Renamed Al-Sadr City by residents of the impoverished community of two million, it has been the site of pitched battles nearly everyday since Baghdad fell to US troops.
Like most areas of the capital, Al-Sadr has been deprived of water and power for more than a week. The imams of local mosques appear to be the only authority, with no visible presence of US troops.
Iraqis were also becoming impatient with the remoteness of their American occupiers, who huddled behind well-guarded checkpoints and held meetings in hotel offices off-limits to average citizens.
"There is no one to talk to. There is no way we can communicate," said Ali Abdul Hadi, a 42-year-old former policeman. "We are not angry but we want the police to return. We want to feel safe."
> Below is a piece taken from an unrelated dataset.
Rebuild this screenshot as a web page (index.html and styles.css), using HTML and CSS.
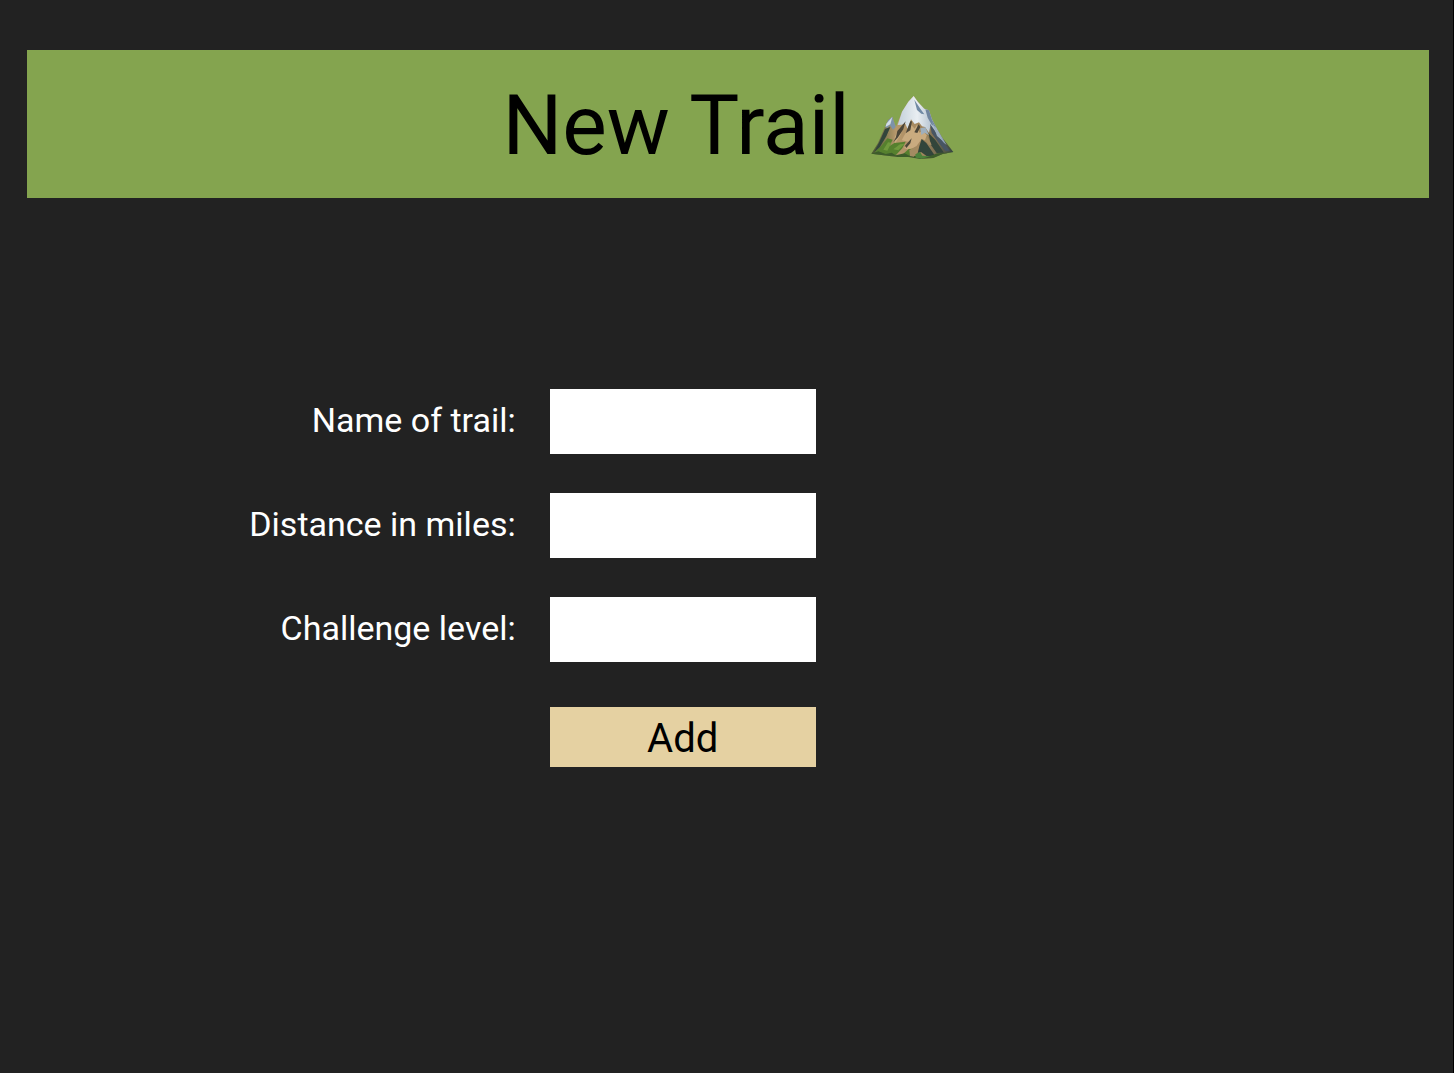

Other Iraqis checked in their pride at the front gate of the Palestine Hotel as they came virtually begging for work or help from the Americans in tracking down lost relatives.
Hassan Jaber has a degree in economics but was ready to hire himself out as a driver or translator. Ayad Abed Ismail tried to talk his way past the marines showing a plastic employee card -- he was once the hotel's personnel manager.
With US forces in control of the center of Saddam's last stronghold of Tikrit and the war virtually over, more attention focused on the awesome task of rebuilding the battered country.
If the Iraqis are feeling desperate about their economic plight after three wars and more than 12 years of UN-imposed sanctions, they are also wary of US moves to form an indigenous government.
US officials were to chair a meeting Tuesday of once-exiled Iraqi opposition members and a variety of other anti-Saddam figures near the southern city of Nasiriyah, the first in a series of promised forums.
But some Iraqis see Washington as intent on setting up the former exiles in power, a fear fueled by the attention given to Ahmed Chalabi of the Iraqi National Congress, now head of the Free Iraqi Forces.
Ali Karim al-Kaabi, who said he was a former squadron leader in the Iraqi air force, said he was not interested in seeing the exiled opposition return to assume power.
"They enjoyed themselves in London while we ate garbage here," he hissed. "We are the ones who suffered."